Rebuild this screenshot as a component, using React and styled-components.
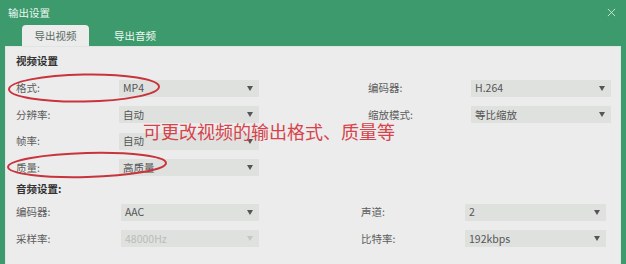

______

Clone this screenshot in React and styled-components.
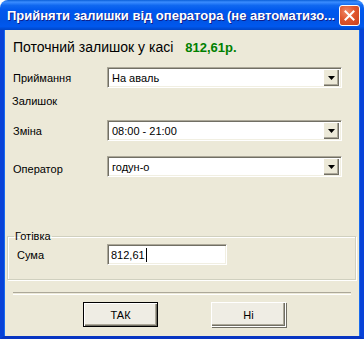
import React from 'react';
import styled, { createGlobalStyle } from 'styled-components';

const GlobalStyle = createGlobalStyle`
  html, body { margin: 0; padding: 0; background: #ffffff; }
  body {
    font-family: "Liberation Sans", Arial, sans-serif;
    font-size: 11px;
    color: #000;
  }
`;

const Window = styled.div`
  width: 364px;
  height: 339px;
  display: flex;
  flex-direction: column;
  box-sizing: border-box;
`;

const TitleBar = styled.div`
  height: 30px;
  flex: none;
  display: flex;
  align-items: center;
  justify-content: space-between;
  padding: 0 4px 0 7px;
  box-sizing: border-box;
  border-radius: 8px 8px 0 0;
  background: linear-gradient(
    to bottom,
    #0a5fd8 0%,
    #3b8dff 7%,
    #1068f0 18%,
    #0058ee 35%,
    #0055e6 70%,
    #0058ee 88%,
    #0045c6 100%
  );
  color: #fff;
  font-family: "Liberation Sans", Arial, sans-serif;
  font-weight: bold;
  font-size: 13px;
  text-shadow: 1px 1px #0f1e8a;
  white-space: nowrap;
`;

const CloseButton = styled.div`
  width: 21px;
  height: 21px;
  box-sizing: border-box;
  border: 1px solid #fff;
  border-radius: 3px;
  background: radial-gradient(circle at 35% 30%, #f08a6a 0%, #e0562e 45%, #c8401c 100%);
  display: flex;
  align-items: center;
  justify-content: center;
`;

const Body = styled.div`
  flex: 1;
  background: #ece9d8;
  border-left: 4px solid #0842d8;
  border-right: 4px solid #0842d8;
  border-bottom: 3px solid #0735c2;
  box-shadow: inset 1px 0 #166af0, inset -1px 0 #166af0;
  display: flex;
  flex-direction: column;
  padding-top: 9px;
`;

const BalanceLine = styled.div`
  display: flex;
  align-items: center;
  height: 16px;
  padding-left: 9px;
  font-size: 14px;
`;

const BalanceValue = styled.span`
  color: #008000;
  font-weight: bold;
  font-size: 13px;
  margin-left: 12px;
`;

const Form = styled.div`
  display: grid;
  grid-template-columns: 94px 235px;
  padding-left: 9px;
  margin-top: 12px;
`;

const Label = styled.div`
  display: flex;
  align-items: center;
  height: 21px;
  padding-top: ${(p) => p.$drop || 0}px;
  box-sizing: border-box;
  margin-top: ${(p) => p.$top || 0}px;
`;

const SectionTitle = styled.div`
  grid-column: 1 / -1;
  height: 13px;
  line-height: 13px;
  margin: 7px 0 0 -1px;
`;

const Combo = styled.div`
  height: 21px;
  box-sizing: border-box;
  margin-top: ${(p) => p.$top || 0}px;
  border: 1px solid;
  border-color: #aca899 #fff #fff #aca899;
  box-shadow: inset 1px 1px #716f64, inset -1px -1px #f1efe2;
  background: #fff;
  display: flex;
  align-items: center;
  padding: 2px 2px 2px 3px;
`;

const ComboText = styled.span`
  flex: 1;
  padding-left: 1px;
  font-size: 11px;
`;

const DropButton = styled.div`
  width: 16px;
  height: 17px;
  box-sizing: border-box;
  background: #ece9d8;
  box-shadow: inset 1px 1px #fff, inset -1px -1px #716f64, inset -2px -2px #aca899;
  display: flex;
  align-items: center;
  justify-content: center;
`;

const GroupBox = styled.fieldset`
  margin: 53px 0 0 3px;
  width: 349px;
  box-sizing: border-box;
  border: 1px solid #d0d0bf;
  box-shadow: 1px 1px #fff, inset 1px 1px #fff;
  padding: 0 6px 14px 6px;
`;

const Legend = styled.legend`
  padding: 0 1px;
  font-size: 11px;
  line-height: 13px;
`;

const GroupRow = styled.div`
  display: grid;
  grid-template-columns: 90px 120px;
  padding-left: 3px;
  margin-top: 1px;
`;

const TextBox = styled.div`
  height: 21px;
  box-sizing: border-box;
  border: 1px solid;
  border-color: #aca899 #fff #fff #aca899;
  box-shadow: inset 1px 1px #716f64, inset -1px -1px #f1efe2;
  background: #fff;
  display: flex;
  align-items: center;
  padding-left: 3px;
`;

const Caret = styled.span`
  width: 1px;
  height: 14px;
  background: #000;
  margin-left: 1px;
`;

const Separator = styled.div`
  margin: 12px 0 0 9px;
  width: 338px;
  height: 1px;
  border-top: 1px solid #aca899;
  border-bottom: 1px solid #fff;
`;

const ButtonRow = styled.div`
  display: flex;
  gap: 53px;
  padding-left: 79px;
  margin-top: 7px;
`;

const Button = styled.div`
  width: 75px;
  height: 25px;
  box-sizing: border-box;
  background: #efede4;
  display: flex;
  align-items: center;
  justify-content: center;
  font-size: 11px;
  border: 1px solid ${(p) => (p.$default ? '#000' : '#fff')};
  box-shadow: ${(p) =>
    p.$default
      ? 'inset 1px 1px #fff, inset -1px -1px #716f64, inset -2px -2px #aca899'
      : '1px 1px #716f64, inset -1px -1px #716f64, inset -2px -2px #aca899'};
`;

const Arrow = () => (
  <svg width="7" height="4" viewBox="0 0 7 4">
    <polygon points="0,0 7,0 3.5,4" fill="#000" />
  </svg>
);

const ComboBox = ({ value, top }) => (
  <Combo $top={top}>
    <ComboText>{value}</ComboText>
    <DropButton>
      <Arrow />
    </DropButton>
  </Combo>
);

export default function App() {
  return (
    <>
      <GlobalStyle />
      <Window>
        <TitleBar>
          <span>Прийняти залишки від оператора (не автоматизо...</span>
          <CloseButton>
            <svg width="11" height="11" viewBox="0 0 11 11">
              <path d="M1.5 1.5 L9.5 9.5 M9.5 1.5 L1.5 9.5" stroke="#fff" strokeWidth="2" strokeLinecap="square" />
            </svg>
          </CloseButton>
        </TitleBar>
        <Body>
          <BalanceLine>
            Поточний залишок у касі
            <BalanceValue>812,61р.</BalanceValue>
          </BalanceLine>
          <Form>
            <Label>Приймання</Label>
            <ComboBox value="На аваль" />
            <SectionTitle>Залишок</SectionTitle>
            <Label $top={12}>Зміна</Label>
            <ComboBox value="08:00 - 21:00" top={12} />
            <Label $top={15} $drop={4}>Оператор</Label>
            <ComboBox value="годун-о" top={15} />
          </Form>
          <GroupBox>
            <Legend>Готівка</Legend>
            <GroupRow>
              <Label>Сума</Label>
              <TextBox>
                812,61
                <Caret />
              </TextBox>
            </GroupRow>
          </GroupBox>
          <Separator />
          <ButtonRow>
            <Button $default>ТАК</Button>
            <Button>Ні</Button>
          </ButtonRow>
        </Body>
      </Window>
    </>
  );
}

______

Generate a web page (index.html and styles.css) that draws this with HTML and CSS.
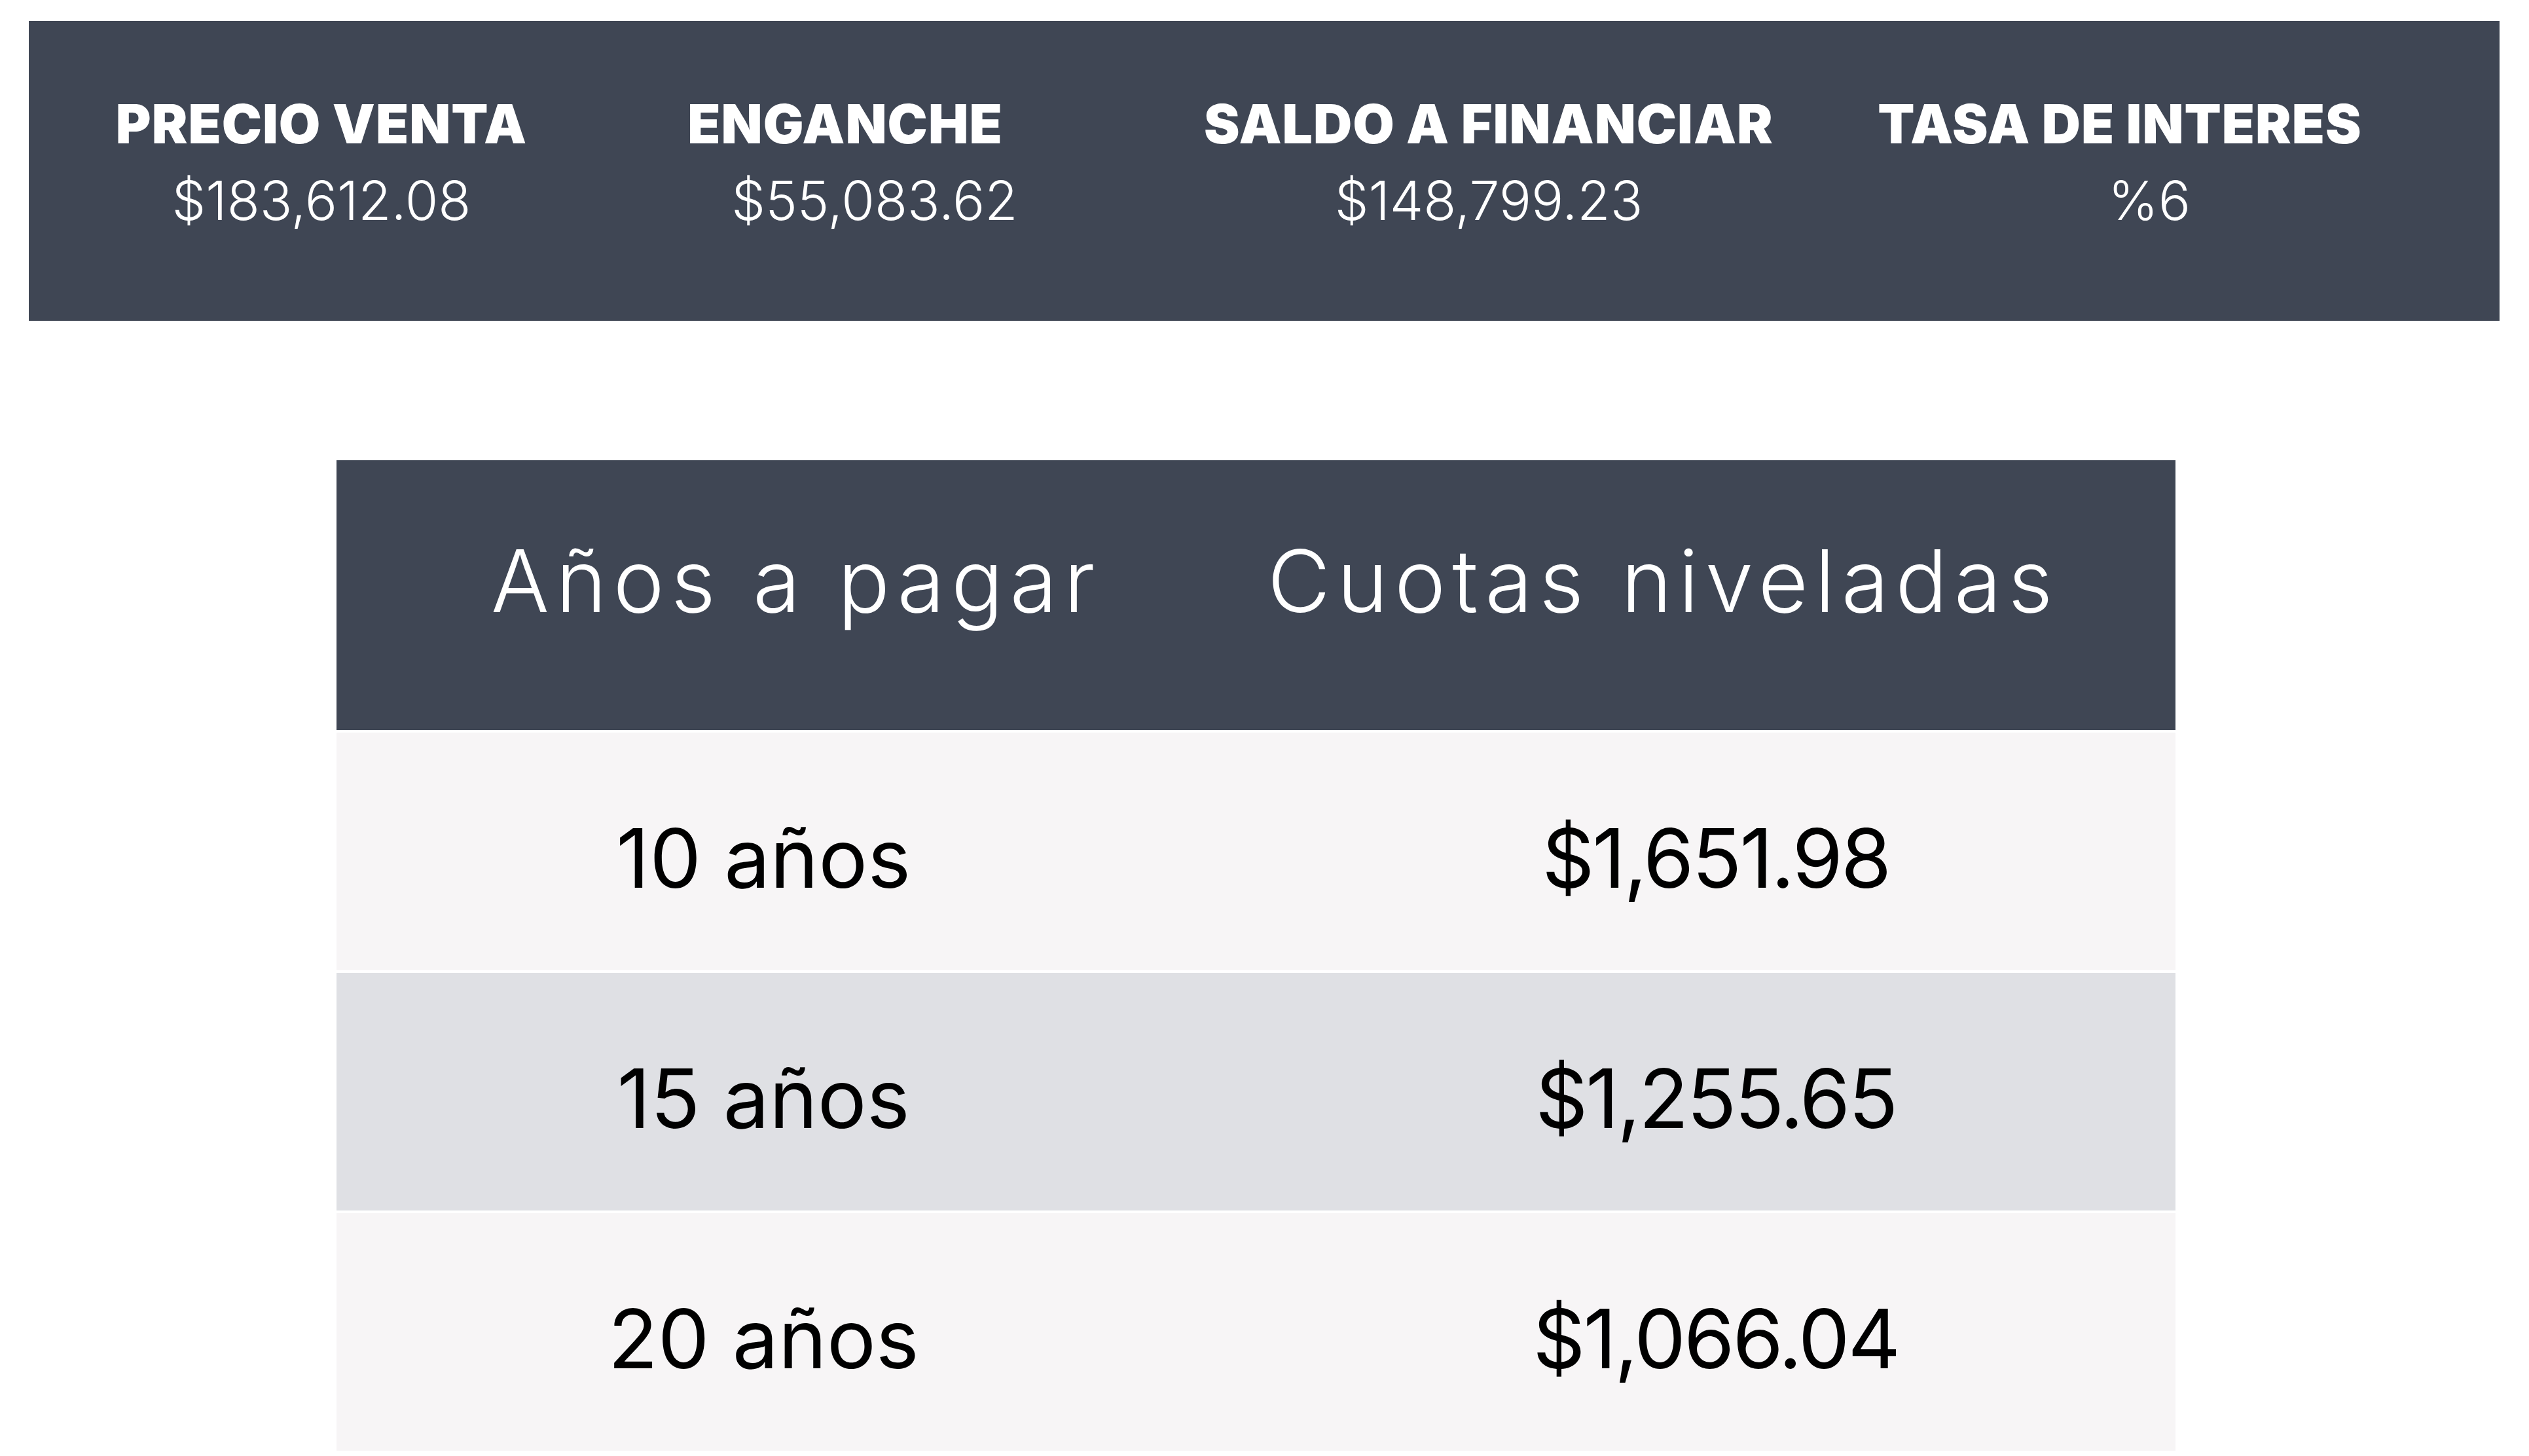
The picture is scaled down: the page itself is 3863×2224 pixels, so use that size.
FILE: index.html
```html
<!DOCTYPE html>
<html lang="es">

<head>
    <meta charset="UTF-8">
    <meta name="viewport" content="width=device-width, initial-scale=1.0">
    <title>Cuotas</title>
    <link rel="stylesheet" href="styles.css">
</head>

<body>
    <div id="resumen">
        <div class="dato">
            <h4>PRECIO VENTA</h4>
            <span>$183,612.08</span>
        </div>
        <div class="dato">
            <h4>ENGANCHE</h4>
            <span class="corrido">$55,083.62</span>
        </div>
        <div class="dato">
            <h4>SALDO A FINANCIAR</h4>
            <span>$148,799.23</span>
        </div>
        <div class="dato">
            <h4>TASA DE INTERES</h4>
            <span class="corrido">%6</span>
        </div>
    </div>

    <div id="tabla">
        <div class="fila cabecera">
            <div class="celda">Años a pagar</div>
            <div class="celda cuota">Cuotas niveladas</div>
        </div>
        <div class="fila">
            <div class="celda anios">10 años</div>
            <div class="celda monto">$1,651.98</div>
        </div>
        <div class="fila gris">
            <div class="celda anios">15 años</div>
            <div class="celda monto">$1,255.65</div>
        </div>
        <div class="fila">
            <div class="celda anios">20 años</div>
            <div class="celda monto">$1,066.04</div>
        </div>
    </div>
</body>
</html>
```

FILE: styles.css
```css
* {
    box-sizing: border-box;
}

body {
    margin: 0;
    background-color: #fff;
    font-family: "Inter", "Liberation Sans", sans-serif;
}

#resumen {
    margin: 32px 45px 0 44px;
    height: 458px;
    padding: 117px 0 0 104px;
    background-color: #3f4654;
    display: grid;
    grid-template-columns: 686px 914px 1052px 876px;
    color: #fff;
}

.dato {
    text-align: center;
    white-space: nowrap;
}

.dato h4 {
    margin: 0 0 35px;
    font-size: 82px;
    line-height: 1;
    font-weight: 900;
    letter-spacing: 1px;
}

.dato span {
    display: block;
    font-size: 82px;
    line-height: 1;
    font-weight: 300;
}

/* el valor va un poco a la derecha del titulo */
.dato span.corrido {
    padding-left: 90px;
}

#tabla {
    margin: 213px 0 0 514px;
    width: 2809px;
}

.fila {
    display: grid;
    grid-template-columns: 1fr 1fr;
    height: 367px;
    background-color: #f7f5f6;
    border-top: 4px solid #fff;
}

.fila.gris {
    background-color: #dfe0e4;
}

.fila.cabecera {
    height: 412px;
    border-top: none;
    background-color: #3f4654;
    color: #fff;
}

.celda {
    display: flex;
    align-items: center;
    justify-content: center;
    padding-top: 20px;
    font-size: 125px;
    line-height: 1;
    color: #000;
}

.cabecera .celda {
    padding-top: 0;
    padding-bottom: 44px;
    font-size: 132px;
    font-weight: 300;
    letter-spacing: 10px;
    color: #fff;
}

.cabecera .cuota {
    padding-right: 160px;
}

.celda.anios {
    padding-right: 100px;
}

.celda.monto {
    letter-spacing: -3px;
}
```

______

Among the records above, how many lines carry the string "that"? Reply with the number alone.

2